**Directions:** Identify each line below containing the string "this" and copy it.

Pages as source code:
--- --- ---

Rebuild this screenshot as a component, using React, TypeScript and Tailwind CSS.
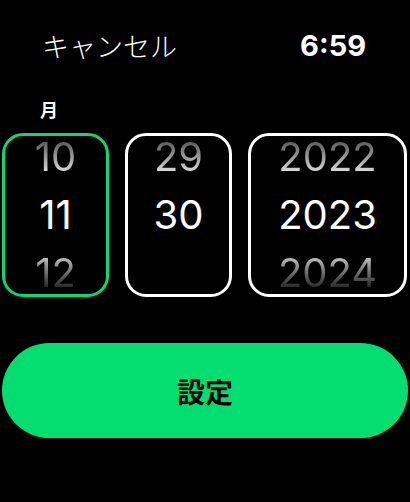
import React from 'react';

type Column = {
  prev: string;
  current: string;
  next?: string;
  width: string;
  active?: boolean;
};

const columns: Column[] = [
  { prev: '10', current: '11', next: '12', width: 'w-[107px]', active: true },
  { prev: '29', current: '30', width: 'w-[107px]' },
  { prev: '2022', current: '2023', next: '2024', width: 'w-[159px]' },
];

const numFont = { fontFamily: 'Inter, "Noto Sans CJK JP", sans-serif' };

function Wheel({ col }: { col: Column }) {
  return (
    <div
      className={
        'h-[164px] rounded-[21px] border-[3px] overflow-hidden flex flex-col items-center justify-center ' +
        col.width +
        (col.active ? ' border-[#0bd874]' : ' border-white')
      }
    >
      <div className="h-[58px] shrink-0 flex items-center">
        <span className="text-[40px] leading-[30px] py-[1px] bg-gradient-to-b from-[#5a5a5a] to-[#e0e0e0] bg-clip-text text-transparent">
          {col.prev}
        </span>
      </div>
      <div className="h-[58px] shrink-0 flex items-center text-[40px] leading-none text-white">
        {col.current}
      </div>
      <div className="h-[58px] shrink-0 flex items-center">
        <span className="text-[40px] leading-[30px] py-[1px] bg-gradient-to-b from-[#c4c4c4] to-[#222222] bg-clip-text text-transparent">
          {col.next ?? ''}
        </span>
      </div>
    </div>
  );
}

export default function App() {
  return (
    <div
      className="w-[410px] h-[502px] bg-black text-white flex flex-col overflow-hidden"
      style={{ fontFamily: '"Noto Sans CJK JP", Inter, sans-serif' }}
    >
      {/* Header */}
      <div className="flex items-center justify-between pt-[26px] pl-[42px] pr-[44px] h-[64px]">
        <span className="text-[27px] font-light leading-none">キャンセル</span>
        <span className="text-[29px] font-bold leading-none" style={numFont}>
          6:59
        </span>
      </div>

      {/* Label */}
      <div className="pl-[40px] mt-[36px] text-[18px] font-bold leading-none h-[33px]">月</div>

      {/* Wheels */}
      <div className="flex px-[2px] gap-[16px]" style={numFont}>
        {columns.map((c) => (
          <Wheel key={c.current} col={c} />
        ))}
      </div>

      {/* Button */}
      <div className="px-[2px] mt-[46px]">
        <button className="w-full h-[95px] rounded-full bg-[#04de71] text-black text-[28px] font-bold flex items-center justify-center">
          設定
        </button>
      </div>
    </div>
  );
}
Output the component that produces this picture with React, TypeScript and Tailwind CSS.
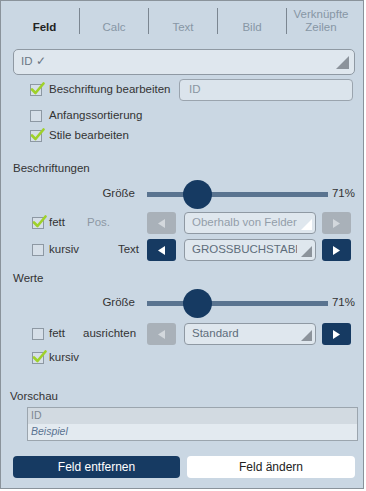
import React from 'react';

const FONT = { fontFamily: '"Liberation Sans", Arial, sans-serif' };

const Check: React.FC<{ checked?: boolean }> = ({ checked }) => (
    <span className="relative inline-block w-[12px] h-[12px] border border-[#8d98a3] bg-[#d6dfe8] shrink-0">
        {checked && (
            <svg className="absolute -left-[1px] -top-[4px]" width="15" height="15" viewBox="0 0 15 15">
                <path d="M2 8.5 L5.5 12 L13.5 2.5" fill="none" stroke="#9fd12a" strokeWidth="2.6" strokeLinecap="round" strokeLinejoin="round" />
            </svg>
        )}
    </span>
);

const Corner: React.FC<{ color: string; size?: number }> = ({ color, size = 11 }) => (
    <svg width={size} height={size} viewBox="0 0 10 10" className="shrink-0">
        <polygon points="10,0 10,10 0,10" fill={color} />
    </svg>
);

const Dropdown: React.FC<{ text: string; disabled?: boolean }> = ({ text, disabled }) => (
    <div className="w-[132px] h-[22px] rounded-[4px] border border-[#8f99a3] bg-[#dfe7ee] flex items-center pl-[7px] pr-[3px]">
        <span className={`flex-1 min-w-0 whitespace-nowrap overflow-hidden text-[11.5px] ${disabled ? 'text-[#939eaa]' : 'text-[#5e6d7b]'}`}>{text}</span>
        <span className="self-end mb-[3px] ml-[4px]">
            <Corner color={disabled ? '#ffffff' : '#8c939b'} />
        </span>
    </div>
);

const ArrowBtn: React.FC<{ dir: 'left' | 'right'; active?: boolean }> = ({ dir, active }) => (
    <div className={`w-[29px] h-[22px] rounded-[3px] flex items-center justify-center shrink-0 ${active ? 'bg-[#163a62]' : 'bg-[#a9b1b9]'}`}>
        <svg width="7" height="9" viewBox="0 0 7 9">
            <polygon points={dir === 'left' ? '7,0 7,9 0,4.5' : '0,0 0,9 7,4.5'} fill={active ? '#ffffff' : '#d3d8dd'} />
        </svg>
    </div>
);

const Slider: React.FC<{ pos: number }> = ({ pos }) => (
    <div className="flex items-center h-[30px]">
        <span className="w-[128px] pr-[5px] text-right text-[11.5px] text-[#333]">Größe</span>
        <div className="relative w-[181px] h-[30px] ml-[7px] flex items-center">
            <div className="w-full h-[5px] bg-[#5a7490]" />
            <div className="absolute top-[1px] w-[29px] h-[29px] rounded-full bg-[#163a62]" style={{ left: pos - 15 }} />
        </div>
        <span className="ml-[4px] text-[11.5px] text-[#333]">71%</span>
    </div>
);

const CtrlRow: React.FC<{
    checked?: boolean;
    box: string;
    label?: string;
    labelClass?: string;
    dd?: string;
    ddDisabled?: boolean;
    left?: boolean;
    right?: boolean;
}> = ({ checked, box, label, labelClass, dd, ddDisabled, left, right }) => (
    <div className="flex items-center h-[22px] pl-[20px]">
        <div className="w-[55px] flex items-center gap-[5px]">
            <Check checked={checked} />
            <span className="text-[11.5px] text-[#333]">{box}</span>
        </div>
        <span className={`w-[53px] text-[11.5px] whitespace-nowrap ${labelClass}`}>{label}</span>
        {dd !== undefined && (
            <div className="flex items-center ml-[7px]">
                <ArrowBtn dir="left" active={left} />
                <div className="ml-[8px]"><Dropdown text={dd} disabled={ddDisabled} /></div>
                <div className="ml-[6px]"><ArrowBtn dir="right" active={right} /></div>
            </div>
        )}
    </div>
);

const tabs = ['Feld', 'Calc', 'Text', 'Bild'];

export default function App() {
    return (
        <div style={FONT} className="w-[364px] h-[489px] border border-[#8a939b] bg-[#cad7e3] flex flex-col pl-[11px] pr-[8px] text-[#333]">
            {/* tabs */}
            <div className="flex h-[26px] mt-[7px] -ml-[2px]">
                {tabs.map((t, i) => (
                    <div key={t} className={`w-[69px] flex items-end justify-center ${i > 0 ? 'border-l border-[#7b8691]' : ''}`}>
                        <span className={`text-[11.5px] leading-[14px] ${i === 0 ? 'font-bold text-[#222]' : 'text-[#8796a5]'}`}>{t}</span>
                    </div>
                ))}
                <div className="w-[69px] border-l border-[#7b8691] flex flex-col items-center justify-end">
                    <span className="text-[11.5px] leading-[13px] text-[#8796a5] -mt-[2px]">Verknüpfte</span>
                    <span className="text-[11.5px] leading-[13px] text-[#8796a5]">Zeilen</span>
                </div>
            </div>

            {/* field dropdown */}
            <div className="mt-[15px] ml-[1px] w-[342px] h-[26px] rounded-[5px] border border-[#8f99a3] bg-[#dfe7ee] flex items-center justify-between pl-[7px] pr-[5px]">
                <span className="text-[11.5px] text-[#6c7884]">ID ✓</span>
                <span className="self-end mb-[5px]"><Corner color="#8c939b" size={13} /></span>
            </div>

            {/* options */}
            <div className="flex items-center h-[22px] mt-[4px] pl-[18px]">
                <Check checked />
                <span className="ml-[7px] w-[130px] text-[11.5px]">Beschriftung bearbeiten</span>
                <div className="w-[174px] h-[22px] rounded-[4px] border border-[#9aa4ae] bg-[#dbe4ec] flex items-center pl-[9px]">
                    <span className="text-[11.5px] text-[#8a96a1]">ID</span>
                </div>
            </div>
            <div className="flex items-center h-[20px] mt-[5px] pl-[18px]">
                <Check />
                <span className="ml-[7px] text-[11.5px]">Anfangssortierung</span>
            </div>
            <div className="flex items-center h-[20px] pl-[18px]">
                <Check checked />
                <span className="ml-[7px] text-[11.5px]">Stile bearbeiten</span>
            </div>

            {/* Beschriftungen */}
            <div className="mt-[15px] ml-[1px] text-[11.5px] leading-[14px]">Beschriftungen</div>
            <div className="mt-[4px]"><Slider pos={51} /></div>
            <div className="mt-[3px]">
                <CtrlRow checked box="fett" label="Pos." labelClass="text-[#8d98a3]" dd="Oberhalb von Feldern" ddDisabled />
            </div>
            <div className="mt-[5px]">
                <CtrlRow box="kursiv" label="Text" labelClass="text-right pr-[1px] text-[#333]" dd="GROSSBUCHSTABEN" left right />
            </div>

            {/* Werte */}
            <div className="mt-[10px] ml-[1px] text-[11.5px] leading-[14px]">Werte</div>
            <div className="mt-[3px]"><Slider pos={51} /></div>
            <div className="mt-[5px]">
                <div className="flex items-center h-[22px] pl-[20px]">
                    <div className="w-[55px] flex items-center gap-[5px]">
                        <Check />
                        <span className="text-[11.5px]">fett</span>
                    </div>
                    <span className="w-[53px] -ml-[4px] text-right text-[11.5px] whitespace-nowrap">ausrichten</span>
                    <div className="flex items-center ml-[11px]">
                        <ArrowBtn dir="left" />
                        <div className="ml-[8px]"><Dropdown text="Standard" /></div>
                        <div className="ml-[6px]"><ArrowBtn dir="right" active /></div>
                    </div>
                </div>
            </div>
            <div className="flex items-center h-[20px] mt-[3px] pl-[20px] gap-[5px]">
                <Check checked />
                <span className="text-[11.5px]">kursiv</span>
            </div>

            {/* Vorschau */}
            <div className="mt-[21px] -ml-[2px] text-[11.5px] leading-[14px]">Vorschau</div>
            <div className="mt-[4px] ml-[15px] w-[331px] border border-[#9ba5ae] flex flex-col">
                <div className="h-[16px] bg-[#d2dae1] pl-[3px] flex items-center text-[10.5px] text-[#7c8792]">ID</div>
                <div className="h-[16px] bg-[#e3eaf0] pl-[3px] flex items-center text-[10.5px] italic text-[#5a7290]">Beispiel</div>
            </div>

            {/* buttons */}
            <div className="flex mt-[15px] ml-[1px] gap-[7px]">
                <div className="w-[167px] h-[22px] rounded-[4px] bg-[#163a62] text-white text-[12px] flex items-center justify-center">Feld entfernen</div>
                <div className="w-[168px] h-[22px] rounded-[4px] bg-white text-[#222] text-[12px] flex items-center justify-center">Feld ändern</div>
            </div>
        </div>
    );
}
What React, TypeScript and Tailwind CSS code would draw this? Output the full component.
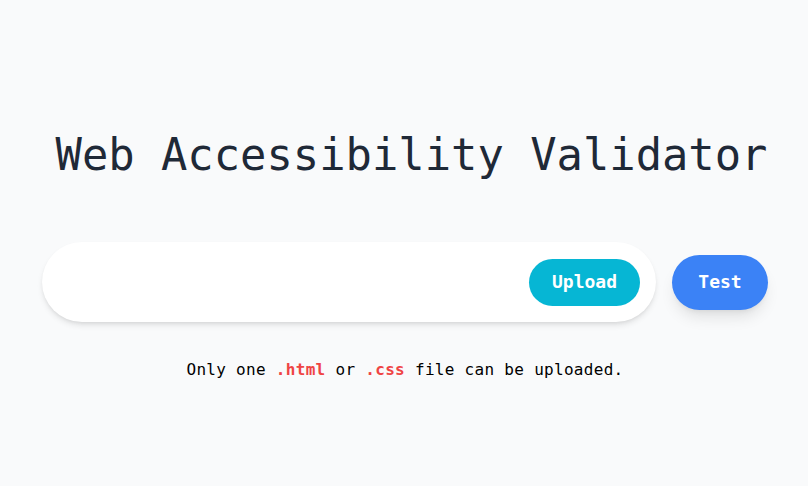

--- --- ---

**Task result:**
Rebuild this screenshot as a component, using React, TypeScript and Tailwind CSS.
Output the component that produces this picture with React, TypeScript and Tailwind CSS.
What React, TypeScript and Tailwind CSS code would draw this? Output the full component.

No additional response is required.